— Objective —
For the entries below, copy exactly the line that contains "Rebuild this screenshot" through the line that contains "tone === 'strong'", both ends included, and exclude all pictures.

----------

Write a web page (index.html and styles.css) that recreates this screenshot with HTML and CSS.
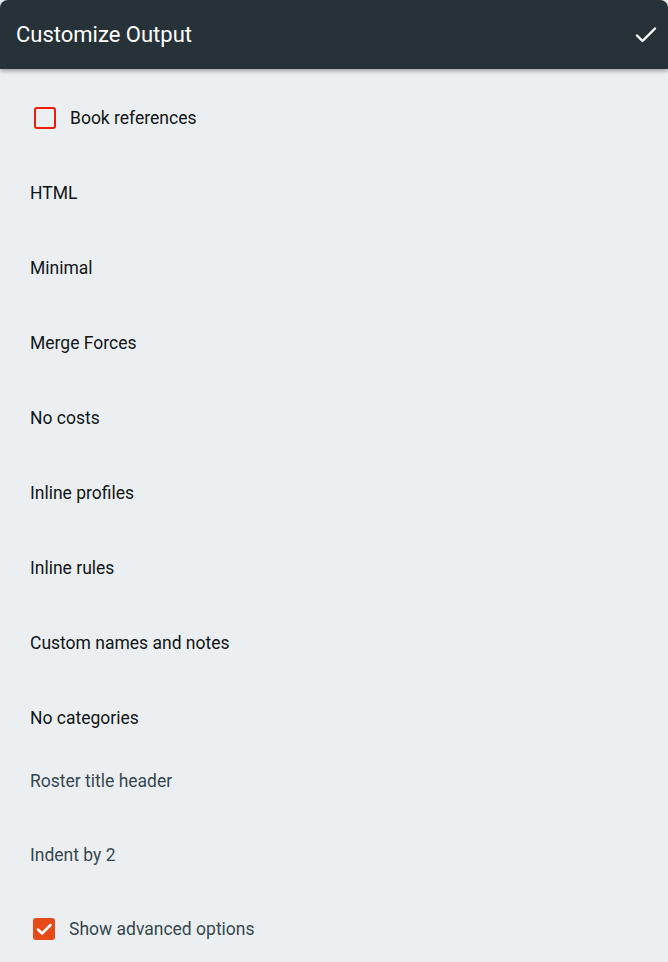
FILE: index.html
```html
<!DOCTYPE html>
<html lang="en">
<head>
  <meta charset="UTF-8">
  <title>Customize Output</title>
  <link rel="stylesheet" href="styles.css">
</head>
<body>

  <header class="toolbar">
    <h1>Customize Output</h1>
    <button class="done" aria-label="Done">
      <svg width="24" height="24" viewBox="0 0 24 24">
        <path d="M3 12.5l5.5 5.5L21 5.5" fill="none" stroke="#fff" stroke-width="2.4" stroke-linecap="round" stroke-linejoin="round"/>
      </svg>
    </button>
  </header>

  <div class="options">
    <label class="row check">
      <span class="box"></span>
      Book references
    </label>
    <div class="row">HTML</div>
    <div class="row">Minimal</div>
    <div class="row">Merge Forces</div>
    <div class="row">No costs</div>
    <div class="row">Inline profiles</div>
    <div class="row">Inline rules</div>
    <div class="row">Custom names and notes</div>
    <div class="row">No categories</div>
  </div>

  <div class="options advanced">
    <div class="row">Roster title header</div>
    <div class="row">Indent by 2</div>
    <label class="row check">
      <span class="box checked">
        <svg width="18" height="18" viewBox="0 0 18 18">
          <path d="M3 9.5l4 4L15.5 5" fill="none" stroke="#fff" stroke-width="2.5" stroke-linecap="round" stroke-linejoin="round"/>
        </svg>
      </span>
      Show advanced options
    </label>
  </div>

</body>
</html>
```

FILE: styles.css
```css
* {
  box-sizing: border-box;
}

body {
  margin: 0;
  height: 962px;
  overflow: hidden;
  font-family: Roboto, "Noto Sans", sans-serif;
  background-color: #eceff1;
  color: #111517;
}

.toolbar {
  display: flex;
  align-items: center;
  justify-content: space-between;
  height: 69px;
  padding: 0 10px 0 16px;
  background-color: #263238;
  border-radius: 8px 8px 0 0;
  box-shadow: 0 2px 4px rgba(0, 0, 0, 0.35);
}

.toolbar h1 {
  margin: 0;
  font-size: 22px;
  font-weight: 400;
  color: #fff;
}

.done {
  display: flex;
  padding: 0;
  border: none;
  background: none;
  cursor: pointer;
}

.options {
  display: flex;
  flex-direction: column;
  padding: 11px 0 0 30px;
}

.row {
  display: flex;
  align-items: center;
  height: 75px;
  font-size: 17.5px;
}

.advanced {
  padding-top: 0;
  margin-top: -11px;
}

.advanced .row {
  height: 74px;
  color: #37474f;
}

.check {
  gap: 14px;
  cursor: pointer;
}

.box {
  display: flex;
  align-items: center;
  justify-content: center;
  width: 22px;
  height: 22px;
  margin-left: 4px;
  border: 2px solid #f01c06;
  border-radius: 3px;
}

.box.checked {
  margin-left: 3px;
  border: none;
  background-color: #e64a19;
}
```
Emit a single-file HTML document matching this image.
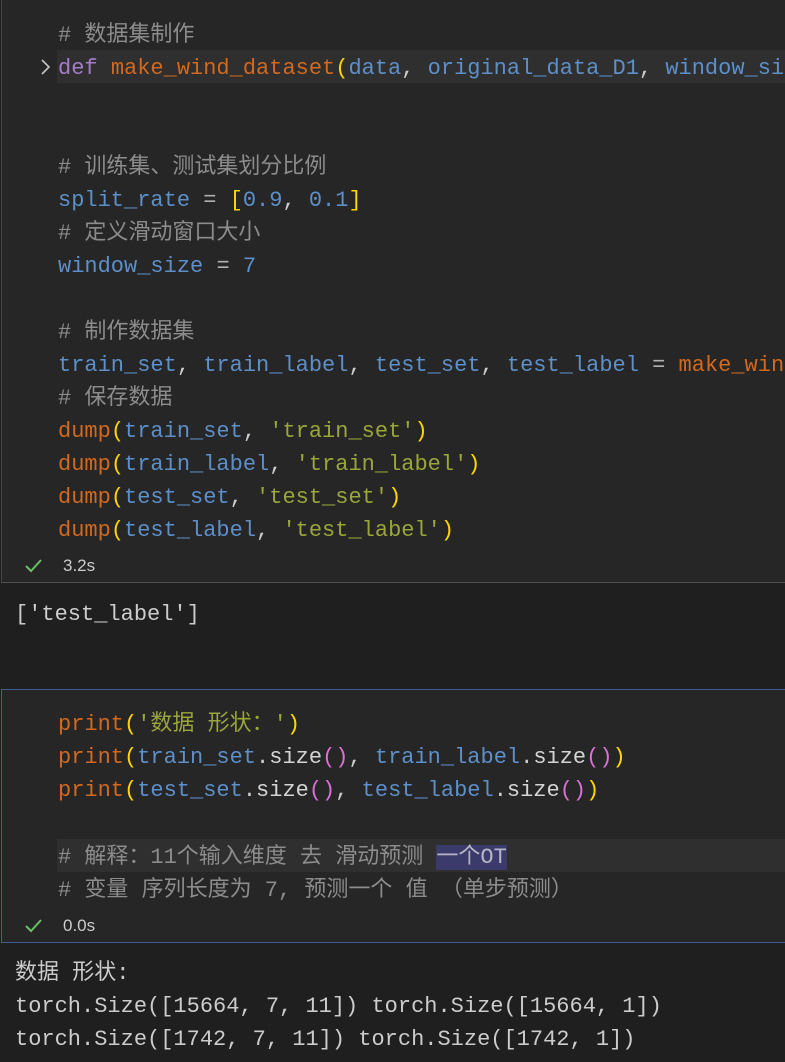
<!DOCTYPE html>
<html><head><meta charset="utf-8"><style>
body{margin:0;width:785px;height:1062px;background:#1f1f1f;overflow:hidden;position:relative;font-family:"Liberation Mono","Noto Sans CJK SC",monospace;}
.cell{position:absolute;left:1px;width:800px;background:#262626;}
.l{position:absolute;left:58px;white-space:pre;font-size:22px;line-height:33px;height:33px;color:#cccccc;}
.o{position:absolute;left:15px;white-space:pre;font-size:22px;line-height:33px;color:#cccccc;}
.c{color:#8c8c8c}.v{color:#5d8fc9}.f{color:#d2691e}.s{color:#9aa53a}.y{color:#ffd700}.m{color:#da70d6}.k{color:#a47cc9}.p{color:#b0b0b0}.w{color:#d4d4d4}
.st{position:absolute;left:63px;font-family:"Liberation Sans",sans-serif;font-size:17px;color:#cccccc;}
.ck{position:absolute;left:24px;}
</style></head><body>
<div class="cell" style="top:0;height:582px;border-left:1px solid #454545;border-bottom:1px solid #505050;"></div>
<div style="position:absolute;left:57px;top:50px;width:728px;height:33px;background:#2f2f2f"></div>
<div class="l c" style="top:19px"># 数据集制作</div>
<svg style="position:absolute;left:40px;top:58px" width="12" height="18"><path d="M2 2 L9 9 L2 16" stroke="#c5c5c5" stroke-width="1.6" fill="none"/></svg>
<div class="l" style="top:52px"><span class="k">def</span> <span class="f">make_wind_dataset</span><span class="y">(</span><span class="v">data</span>, <span class="v">original_data_D1</span>, <span class="v">window_si</span></div>
<div class="l c" style="top:151px"># 训练集、测试集划分比例</div>
<div class="l" style="top:184px"><span class="v">split_rate</span> <span class="p">=</span> <span class="y">[</span><span class="v">0.9</span>, <span class="v">0.1</span><span class="y">]</span></div>
<div class="l c" style="top:217px"># 定义滑动窗口大小</div>
<div class="l" style="top:250px"><span class="v">window_size</span> <span class="p">=</span> <span class="v">7</span></div>
<div class="l c" style="top:316px"># 制作数据集</div>
<div class="l" style="top:349px"><span class="v">train_set</span>, <span class="v">train_label</span>, <span class="v">test_set</span>, <span class="v">test_label</span> <span class="p">=</span> <span class="f">make_win</span></div>
<div class="l c" style="top:382px"># 保存数据</div>
<div class="l" style="top:415px"><span class="f">dump</span><span class="y">(</span><span class="v">train_set</span>, <span class="s">'train_set'</span><span class="y">)</span></div>
<div class="l" style="top:448px"><span class="f">dump</span><span class="y">(</span><span class="v">train_label</span>, <span class="s">'train_label'</span><span class="y">)</span></div>
<div class="l" style="top:481px"><span class="f">dump</span><span class="y">(</span><span class="v">test_set</span>, <span class="s">'test_set'</span><span class="y">)</span></div>
<div class="l" style="top:514px"><span class="f">dump</span><span class="y">(</span><span class="v">test_label</span>, <span class="s">'test_label'</span><span class="y">)</span></div>
<svg class="ck" style="top:557px" width="20" height="18"><path d="M2 9 L7 14 L17 3" stroke="#6abf69" stroke-width="2" fill="none"/></svg>
<div class="st" style="top:556px">3.2s</div>
<div class="o" style="top:598px">['test_label']</div>

<div class="cell" style="top:689px;height:252px;border:1px solid #3e5a9a;border-right:none;"></div>
<div class="l" style="top:708px"><span class="f">print</span><span class="y">(</span><span class="s">'数据 形状：'</span><span class="y">)</span></div>
<div class="l" style="top:741px"><span class="f">print</span><span class="y">(</span><span class="v">train_set</span>.<span class="w">size</span><span class="m">()</span>, <span class="v">train_label</span>.<span class="w">size</span><span class="m">()</span><span class="y">)</span></div>
<div class="l" style="top:774px"><span class="f">print</span><span class="y">(</span><span class="v">test_set</span>.<span class="w">size</span><span class="m">()</span>, <span class="v">test_label</span>.<span class="w">size</span><span class="m">()</span><span class="y">)</span></div>
<div style="position:absolute;left:57px;top:839px;width:728px;height:33px;background:#2f2f2f"></div>
<div class="l c" style="top:841px"># 解释：11个输入维度 去 滑动预测 <span style="color:#b5b5c8;background:#3b3b6b">一个OT</span></div>
<div class="l c" style="top:874px"># 变量 序列长度为 7, 预测一个 值 （单步预测）</div>
<svg class="ck" style="top:917px" width="20" height="18"><path d="M2 9 L7 14 L17 3" stroke="#6abf69" stroke-width="2" fill="none"/></svg>
<div class="st" style="top:916px">0.0s</div>
<div class="o" style="top:957px">数据 形状:</div>
<div class="o" style="top:990px">torch.Size([15664, 7, 11]) torch.Size([15664, 1])</div>
<div class="o" style="top:1023px">torch.Size([1742, 7, 11]) torch.Size([1742, 1])</div>
</body></html>
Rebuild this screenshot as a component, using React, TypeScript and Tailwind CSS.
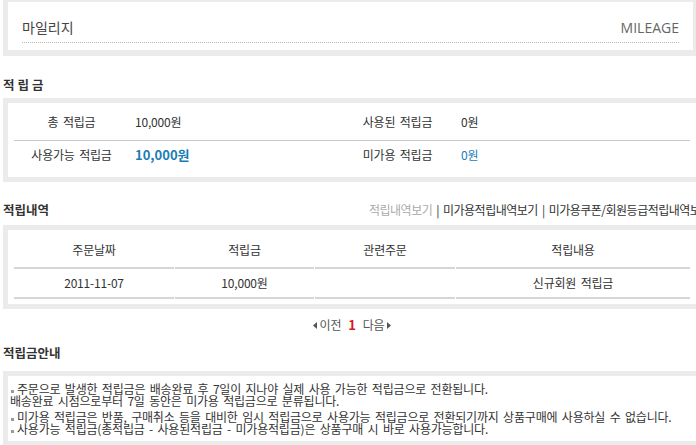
import React from 'react';

const body = "font-['Noto_Sans_CJK_KR',sans-serif] text-[12px] tracking-[-0.2px] [word-spacing:2px] text-[#333]";

const Bullet: React.FC = () => (
  <span className="inline-block w-[3px] h-[3px] bg-[#9a9a9a] mr-[3px] ml-[1px] align-[1px]" />
);

const Arrow: React.FC<{ dir: 'left' | 'right' }> = ({ dir }) => (
  <svg width="4" height="7" viewBox="0 0 4 7" className="inline-block align-[0px]">
    {dir === 'left' ? <path d="M4 0 L0 3.5 L4 7 Z" fill="#555" /> : <path d="M0 0 L4 3.5 L0 7 Z" fill="#555" />}
  </svg>
);

const SectionTitle: React.FC<{ children: React.ReactNode; wide?: boolean }> = ({ children, wide }) => (
  <h3 className={`h-4 leading-4 font-bold text-[12.5px] text-[#333] ${wide ? 'tracking-[3px]' : 'tracking-[0px]'}`}>{children}</h3>
);

export default function App() {
  const summary = [
    [
      { label: '총 적립금', value: '10,000원', tone: 'plain' },
      { label: '사용된 적립금', value: '0원', tone: 'plain' },
    ],
    [
      { label: '사용가능 적립금', value: '10,000원', tone: 'strong' },
      { label: '미가용 적립금', value: '0원', tone: 'blue' },
    ],
  ];

  const valueClass = (tone: string) =>
    tone === 'strong' ? 'text-[#1a7cb5] font-bold text-[13px] tracking-[0px]' : tone === 'blue' ? 'text-[#1a7cb5]' : '';

  return (
    <div className="w-[696px] h-[445px] overflow-hidden bg-white">
      <div className={`w-[704px] px-[3px] ${body}`}>
        {/* page title */}
        <div className="w-[693px] bg-white border-[#ebebeb] border-t-2 border-x-[5px] border-r-[3px] border-b-[6px]">
          <div className="px-[14px] pb-[7px]">
            <div className="h-[41px] pt-[15px] border-b border-dotted border-[#b5b5b5] flex justify-between items-baseline">
              <span className="leading-5 text-[14px] tracking-[0px] text-[#444]">마일리지</span>
              <span className="leading-5 text-[14px] tracking-[0px] text-[#666] font-['Open_Sans',sans-serif]">MILEAGE</span>
            </div>
          </div>
        </div>

        {/* summary */}
        <div className="mt-[21px] mb-[5px]">
          <SectionTitle wide>적립금</SectionTitle>
        </div>
        <div className="bg-white border-[5px] border-[#ebebeb] px-[6px] pb-[8px]">
          {summary.map((row, i) => (
            <div
              key={i}
              className={`grid grid-cols-[114px_212px_114px_1fr] items-center ${i === 0 ? 'h-[38px] border-b border-[#c8c8c8]' : 'h-[28px]'}`}
            >
              {row.map((cell) => (
                <React.Fragment key={cell.label}>
                  <div className="text-center pl-[1px]">{cell.label}</div>
                  <div className={`pl-[7px] ${valueClass(cell.tone)}`}>{cell.value}</div>
                </React.Fragment>
              ))}
            </div>
          ))}
        </div>

        {/* history */}
        <div className="mt-[20px] mb-[7px] flex items-center">
          <div className="w-[366px] shrink-0">
            <SectionTitle>적립내역</SectionTitle>
          </div>
          <div className="whitespace-nowrap leading-4 tracking-[-0.5px]">
            <span className="text-[#aaa]">적립내역보기</span>
            <span className="mx-[4px]">|</span>
            <span>미가용적립내역보기</span>
            <span className="mx-[4px]">|</span>
            <span>미가용쿠폰/회원등급적립내역보기</span>
          </div>
        </div>
        <div className="bg-white border-[5px] border-[#ebebeb] px-[6px] pb-[5px]">
          <div className="grid grid-cols-[160px_139px_140px_1fr] gap-x-px">
            {['주문날짜', '적립금', '관련주문', '적립내용'].map((h) => (
              <div key={h} className="h-[39px] pt-[2px] flex items-center justify-center border-b-2 border-[#d6d6d6]">
                {h}
              </div>
            ))}
            {['2011-11-07', '10,000원', '', '신규회원 적립금'].map((c, i) => (
              <div key={i} className="h-[30px] flex items-center justify-center border-b-2 border-[#d6d6d6]">
                {c}
              </div>
            ))}
          </div>
        </div>

        {/* paging */}
        <div className="mt-[8px] h-4 leading-4 flex items-center justify-center gap-[3px] text-[#555]">
          <Arrow dir="left" />
          <span>이전</span>
          <span className="text-[#d7191f] font-bold text-[13px] mx-[4px]">1</span>
          <span>다음</span>
          <Arrow dir="right" />
        </div>

        {/* guide */}
        <div className="mt-[12px] mb-[10px]">
          <SectionTitle>적립금안내</SectionTitle>
        </div>
        <div className="bg-white border-[5px] border-[#ebebeb] pl-[2px] pt-[7px] pb-[6px] leading-[12px] whitespace-nowrap">
          <p>
            <Bullet />주문으로 발생한 적립금은 배송완료 후 7일이 지나야 실제 사용 가능한 적립금으로 전환됩니다.
          </p>
          <p>배송완료 시점으로부터 7일 동안은 미가용 적립금으로 분류됩니다.</p>
          <p className="mt-[4px]">
            <Bullet />미가용 적립금은 반품, 구매취소 등을 대비한 임시 적립금으로 사용가능 적립금으로 전환되기까지 상품구매에 사용하실 수 없습니다.
          </p>
          <p>
            <Bullet />사용가능 적립금(총적립금 - 사용된적립금 - 미가용적립금)은 상품구매 시 바로 사용가능합니다.
          </p>
        </div>
      </div>
    </div>
  );
}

----------

— Response to this exercise —
Rebuild this screenshot as a component, using React, TypeScript and Tailwind CSS.
import React from 'react';

const body = "font-['Noto_Sans_CJK_KR',sans-serif] text-[12px] tracking-[-0.2px] [word-spacing:2px] text-[#333]";

const Bullet: React.FC = () => (
  <span className="inline-block w-[3px] h-[3px] bg-[#9a9a9a] mr-[3px] ml-[1px] align-[1px]" />
);

const Arrow: React.FC<{ dir: 'left' | 'right' }> = ({ dir }) => (
  <svg width="4" height="7" viewBox="0 0 4 7" className="inline-block align-[0px]">
    {dir === 'left' ? <path d="M4 0 L0 3.5 L4 7 Z" fill="#555" /> : <path d="M0 0 L4 3.5 L0 7 Z" fill="#555" />}
  </svg>
);

const SectionTitle: React.FC<{ children: React.ReactNode; wide?: boolean }> = ({ children, wide }) => (
  <h3 className={`h-4 leading-4 font-bold text-[12.5px] text-[#333] ${wide ? 'tracking-[3px]' : 'tracking-[0px]'}`}>{children}</h3>
);

export default function App() {
  const summary = [
    [
      { label: '총 적립금', value: '10,000원', tone: 'plain' },
      { label: '사용된 적립금', value: '0원', tone: 'plain' },
    ],
    [
      { label: '사용가능 적립금', value: '10,000원', tone: 'strong' },
      { label: '미가용 적립금', value: '0원', tone: 'blue' },
    ],
  ];

  const valueClass = (tone: string) =>
    tone === 'strong' ? 'text-[#1a7cb5] font-bold text-[13px] tracking-[0px]' : tone === 'blue' ? 'text-[#1a7cb5]' : '';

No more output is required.